----- Supplied material -----

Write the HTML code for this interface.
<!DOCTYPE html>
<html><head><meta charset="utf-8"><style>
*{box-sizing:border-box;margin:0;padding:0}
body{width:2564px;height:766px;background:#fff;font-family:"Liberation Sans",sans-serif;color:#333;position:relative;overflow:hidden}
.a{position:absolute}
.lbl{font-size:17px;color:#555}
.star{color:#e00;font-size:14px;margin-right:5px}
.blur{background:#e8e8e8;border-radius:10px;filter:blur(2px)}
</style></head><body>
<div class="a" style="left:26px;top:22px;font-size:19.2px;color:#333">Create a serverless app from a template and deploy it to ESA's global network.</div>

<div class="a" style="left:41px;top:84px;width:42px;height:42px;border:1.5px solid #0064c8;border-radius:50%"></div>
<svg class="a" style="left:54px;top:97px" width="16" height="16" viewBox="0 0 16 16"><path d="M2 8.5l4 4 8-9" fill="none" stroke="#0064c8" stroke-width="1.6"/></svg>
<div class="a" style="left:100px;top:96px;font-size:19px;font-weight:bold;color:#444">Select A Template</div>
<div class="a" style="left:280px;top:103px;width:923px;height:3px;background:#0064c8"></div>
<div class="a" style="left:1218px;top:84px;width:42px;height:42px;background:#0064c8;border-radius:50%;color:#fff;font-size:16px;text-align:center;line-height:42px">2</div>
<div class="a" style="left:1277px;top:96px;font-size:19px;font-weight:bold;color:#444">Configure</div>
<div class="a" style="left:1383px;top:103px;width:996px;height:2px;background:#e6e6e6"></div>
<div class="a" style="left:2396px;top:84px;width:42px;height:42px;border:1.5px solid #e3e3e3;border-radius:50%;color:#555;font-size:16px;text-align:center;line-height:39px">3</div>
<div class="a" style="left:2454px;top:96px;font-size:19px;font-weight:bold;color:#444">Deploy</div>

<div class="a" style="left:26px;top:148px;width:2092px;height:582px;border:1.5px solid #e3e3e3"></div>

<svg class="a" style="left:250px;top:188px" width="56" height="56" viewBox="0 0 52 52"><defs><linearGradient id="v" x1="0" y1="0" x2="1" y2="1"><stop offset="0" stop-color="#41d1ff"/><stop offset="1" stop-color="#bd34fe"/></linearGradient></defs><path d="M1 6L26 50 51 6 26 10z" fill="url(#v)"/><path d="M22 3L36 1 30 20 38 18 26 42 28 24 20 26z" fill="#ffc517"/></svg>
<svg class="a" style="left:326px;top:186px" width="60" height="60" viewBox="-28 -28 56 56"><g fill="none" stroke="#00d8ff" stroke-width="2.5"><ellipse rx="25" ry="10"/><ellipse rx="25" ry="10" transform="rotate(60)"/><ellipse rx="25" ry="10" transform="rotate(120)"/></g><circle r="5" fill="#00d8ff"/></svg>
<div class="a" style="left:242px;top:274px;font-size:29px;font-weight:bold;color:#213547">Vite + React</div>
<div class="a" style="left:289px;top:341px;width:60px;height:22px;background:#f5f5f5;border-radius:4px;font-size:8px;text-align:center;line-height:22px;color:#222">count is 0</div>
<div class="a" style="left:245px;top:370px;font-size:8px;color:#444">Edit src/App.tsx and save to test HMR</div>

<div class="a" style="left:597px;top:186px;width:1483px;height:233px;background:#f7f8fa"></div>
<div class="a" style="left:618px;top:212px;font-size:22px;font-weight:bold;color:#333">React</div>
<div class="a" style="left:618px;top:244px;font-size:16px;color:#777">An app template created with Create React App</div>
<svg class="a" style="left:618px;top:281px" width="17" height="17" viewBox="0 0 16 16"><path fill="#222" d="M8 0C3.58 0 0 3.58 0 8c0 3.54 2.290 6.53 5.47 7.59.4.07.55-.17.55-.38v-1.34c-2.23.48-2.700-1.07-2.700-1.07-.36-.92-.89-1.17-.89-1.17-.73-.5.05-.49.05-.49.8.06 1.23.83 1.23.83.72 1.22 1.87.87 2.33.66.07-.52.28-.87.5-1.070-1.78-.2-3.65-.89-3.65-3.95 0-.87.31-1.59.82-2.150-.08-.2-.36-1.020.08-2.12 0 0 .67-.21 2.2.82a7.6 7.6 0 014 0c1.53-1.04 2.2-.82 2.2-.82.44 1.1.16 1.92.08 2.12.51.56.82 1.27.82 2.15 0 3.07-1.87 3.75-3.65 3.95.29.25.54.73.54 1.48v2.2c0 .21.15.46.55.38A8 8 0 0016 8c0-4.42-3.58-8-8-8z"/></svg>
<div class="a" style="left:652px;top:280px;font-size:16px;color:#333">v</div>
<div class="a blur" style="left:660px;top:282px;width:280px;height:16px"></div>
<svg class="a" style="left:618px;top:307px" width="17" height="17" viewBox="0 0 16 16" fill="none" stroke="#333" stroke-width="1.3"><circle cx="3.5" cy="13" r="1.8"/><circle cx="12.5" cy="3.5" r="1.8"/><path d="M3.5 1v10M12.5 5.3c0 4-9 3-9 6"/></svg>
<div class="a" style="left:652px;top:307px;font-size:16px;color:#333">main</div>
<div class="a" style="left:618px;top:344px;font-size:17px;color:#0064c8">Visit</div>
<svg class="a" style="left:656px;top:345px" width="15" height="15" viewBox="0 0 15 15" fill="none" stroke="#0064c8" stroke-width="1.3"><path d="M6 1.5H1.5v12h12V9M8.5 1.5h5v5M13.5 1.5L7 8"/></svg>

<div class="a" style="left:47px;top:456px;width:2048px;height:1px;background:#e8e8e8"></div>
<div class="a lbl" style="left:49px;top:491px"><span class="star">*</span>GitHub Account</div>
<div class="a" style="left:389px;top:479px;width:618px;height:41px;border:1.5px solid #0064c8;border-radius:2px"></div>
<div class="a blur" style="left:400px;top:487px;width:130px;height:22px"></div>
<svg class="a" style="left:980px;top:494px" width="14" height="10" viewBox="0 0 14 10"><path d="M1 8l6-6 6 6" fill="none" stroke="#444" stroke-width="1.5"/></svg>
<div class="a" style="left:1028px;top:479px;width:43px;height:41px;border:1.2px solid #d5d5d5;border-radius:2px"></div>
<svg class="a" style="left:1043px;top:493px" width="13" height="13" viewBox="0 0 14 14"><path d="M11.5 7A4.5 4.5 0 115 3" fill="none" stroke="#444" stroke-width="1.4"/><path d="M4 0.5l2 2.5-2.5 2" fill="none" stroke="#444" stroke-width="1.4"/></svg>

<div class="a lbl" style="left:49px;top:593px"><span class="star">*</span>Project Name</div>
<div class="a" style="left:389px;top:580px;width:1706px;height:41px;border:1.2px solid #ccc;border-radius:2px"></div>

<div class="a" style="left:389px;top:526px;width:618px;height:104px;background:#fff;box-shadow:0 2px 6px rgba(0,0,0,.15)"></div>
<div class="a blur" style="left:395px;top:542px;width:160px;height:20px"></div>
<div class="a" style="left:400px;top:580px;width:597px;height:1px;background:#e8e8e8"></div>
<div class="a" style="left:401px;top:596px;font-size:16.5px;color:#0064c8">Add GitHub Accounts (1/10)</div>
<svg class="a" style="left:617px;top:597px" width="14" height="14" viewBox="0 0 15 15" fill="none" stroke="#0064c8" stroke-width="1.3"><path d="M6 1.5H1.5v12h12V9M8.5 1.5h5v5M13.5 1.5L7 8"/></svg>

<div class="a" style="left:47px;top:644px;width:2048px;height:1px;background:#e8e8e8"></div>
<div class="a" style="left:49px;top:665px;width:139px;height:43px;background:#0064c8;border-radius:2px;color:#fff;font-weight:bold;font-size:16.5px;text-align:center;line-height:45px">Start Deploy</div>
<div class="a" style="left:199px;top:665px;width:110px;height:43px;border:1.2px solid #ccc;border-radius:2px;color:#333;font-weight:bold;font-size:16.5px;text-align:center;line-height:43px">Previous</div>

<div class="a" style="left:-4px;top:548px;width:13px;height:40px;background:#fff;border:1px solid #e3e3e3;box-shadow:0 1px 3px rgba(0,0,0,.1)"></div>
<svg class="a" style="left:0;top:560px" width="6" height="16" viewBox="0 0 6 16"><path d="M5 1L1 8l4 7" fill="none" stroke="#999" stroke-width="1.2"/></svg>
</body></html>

-----
----- Supplied material -----

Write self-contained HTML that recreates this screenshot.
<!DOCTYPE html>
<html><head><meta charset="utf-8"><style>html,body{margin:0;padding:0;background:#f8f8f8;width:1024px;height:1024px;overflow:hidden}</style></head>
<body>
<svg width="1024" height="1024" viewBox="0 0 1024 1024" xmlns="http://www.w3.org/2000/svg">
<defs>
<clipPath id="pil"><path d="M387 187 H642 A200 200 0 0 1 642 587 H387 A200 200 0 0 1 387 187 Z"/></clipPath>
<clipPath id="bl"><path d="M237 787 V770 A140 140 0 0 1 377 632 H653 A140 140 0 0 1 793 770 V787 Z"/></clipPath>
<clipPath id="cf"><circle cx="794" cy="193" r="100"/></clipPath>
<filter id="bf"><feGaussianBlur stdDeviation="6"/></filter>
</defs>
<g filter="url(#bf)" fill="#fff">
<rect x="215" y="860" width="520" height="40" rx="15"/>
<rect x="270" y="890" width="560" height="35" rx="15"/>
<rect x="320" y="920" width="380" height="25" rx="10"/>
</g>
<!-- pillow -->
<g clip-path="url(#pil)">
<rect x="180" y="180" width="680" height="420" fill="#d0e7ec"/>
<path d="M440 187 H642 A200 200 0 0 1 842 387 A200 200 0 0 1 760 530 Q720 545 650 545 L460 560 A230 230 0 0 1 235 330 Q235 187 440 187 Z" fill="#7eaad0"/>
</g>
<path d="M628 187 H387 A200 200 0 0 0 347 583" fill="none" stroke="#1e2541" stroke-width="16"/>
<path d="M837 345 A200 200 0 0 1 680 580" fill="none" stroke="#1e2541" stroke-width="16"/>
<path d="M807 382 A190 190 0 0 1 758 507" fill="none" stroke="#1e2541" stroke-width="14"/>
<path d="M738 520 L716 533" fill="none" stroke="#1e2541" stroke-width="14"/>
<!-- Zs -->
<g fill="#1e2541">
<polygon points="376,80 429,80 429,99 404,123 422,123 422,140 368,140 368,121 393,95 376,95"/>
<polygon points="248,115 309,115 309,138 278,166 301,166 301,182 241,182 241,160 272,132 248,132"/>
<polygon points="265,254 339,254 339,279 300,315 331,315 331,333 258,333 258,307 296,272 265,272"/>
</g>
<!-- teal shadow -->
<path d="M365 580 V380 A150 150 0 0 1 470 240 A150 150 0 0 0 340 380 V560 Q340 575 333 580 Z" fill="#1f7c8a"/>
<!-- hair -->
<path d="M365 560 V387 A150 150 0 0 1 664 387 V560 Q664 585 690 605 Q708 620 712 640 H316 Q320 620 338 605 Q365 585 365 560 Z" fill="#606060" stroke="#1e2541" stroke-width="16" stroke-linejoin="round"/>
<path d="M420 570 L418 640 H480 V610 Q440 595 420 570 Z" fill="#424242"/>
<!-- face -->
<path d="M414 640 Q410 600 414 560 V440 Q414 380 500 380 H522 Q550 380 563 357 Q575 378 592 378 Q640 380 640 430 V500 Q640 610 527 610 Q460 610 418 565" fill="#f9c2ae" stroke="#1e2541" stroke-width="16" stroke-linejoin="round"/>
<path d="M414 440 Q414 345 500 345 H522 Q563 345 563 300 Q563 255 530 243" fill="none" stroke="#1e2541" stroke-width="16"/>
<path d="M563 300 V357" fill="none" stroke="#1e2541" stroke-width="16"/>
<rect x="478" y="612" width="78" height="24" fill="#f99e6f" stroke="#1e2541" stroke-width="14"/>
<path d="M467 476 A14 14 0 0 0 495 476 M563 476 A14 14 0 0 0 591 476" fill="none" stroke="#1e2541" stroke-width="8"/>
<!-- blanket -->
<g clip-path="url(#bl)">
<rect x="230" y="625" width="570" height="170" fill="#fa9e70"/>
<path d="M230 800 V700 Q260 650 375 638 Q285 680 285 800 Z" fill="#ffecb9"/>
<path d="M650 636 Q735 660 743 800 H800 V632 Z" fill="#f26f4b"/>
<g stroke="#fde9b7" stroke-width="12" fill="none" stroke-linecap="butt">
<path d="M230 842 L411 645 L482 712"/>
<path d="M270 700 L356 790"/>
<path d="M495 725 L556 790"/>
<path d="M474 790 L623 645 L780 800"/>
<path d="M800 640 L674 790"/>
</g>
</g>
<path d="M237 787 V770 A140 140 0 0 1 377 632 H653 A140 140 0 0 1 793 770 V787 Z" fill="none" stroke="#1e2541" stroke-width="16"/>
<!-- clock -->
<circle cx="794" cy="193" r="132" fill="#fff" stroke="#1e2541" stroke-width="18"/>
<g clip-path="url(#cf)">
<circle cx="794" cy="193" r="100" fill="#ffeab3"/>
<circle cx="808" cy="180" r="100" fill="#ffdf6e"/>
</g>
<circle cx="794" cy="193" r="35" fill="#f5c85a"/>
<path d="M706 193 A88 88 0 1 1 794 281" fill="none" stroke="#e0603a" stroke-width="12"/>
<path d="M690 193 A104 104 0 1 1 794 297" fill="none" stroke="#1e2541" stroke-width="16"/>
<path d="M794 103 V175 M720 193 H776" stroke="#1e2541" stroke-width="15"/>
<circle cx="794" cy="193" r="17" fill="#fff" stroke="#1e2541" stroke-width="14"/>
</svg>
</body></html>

-----
----- Supplied material -----

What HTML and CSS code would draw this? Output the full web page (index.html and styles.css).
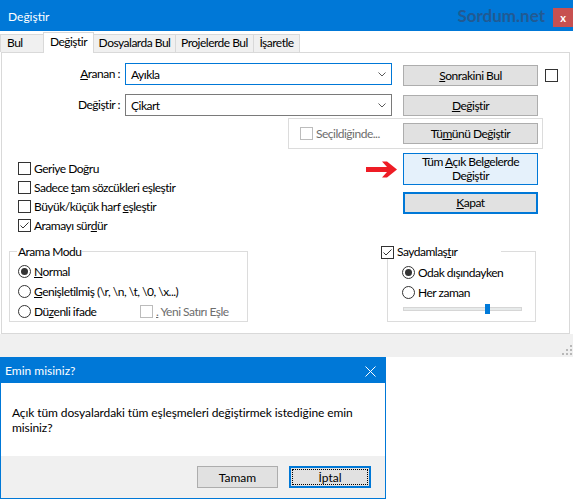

-----

Exercise task:
Reproduce, exactly as written, the stretch of lines whose first line is the one with "Write the HTML code for this interface." and whose last line is the one with "ESA's global network.</div>".

Reply:
Write the HTML code for this interface.
<!DOCTYPE html>
<html><head><meta charset="utf-8"><style>
*{box-sizing:border-box;margin:0;padding:0}
body{width:2564px;height:766px;background:#fff;font-family:"Liberation Sans",sans-serif;color:#333;position:relative;overflow:hidden}
.a{position:absolute}
.lbl{font-size:17px;color:#555}
.star{color:#e00;font-size:14px;margin-right:5px}
.blur{background:#e8e8e8;border-radius:10px;filter:blur(2px)}
</style></head><body>
<div class="a" style="left:26px;top:22px;font-size:19.2px;color:#333">Create a serverless app from a template and deploy it to ESA's global network.</div>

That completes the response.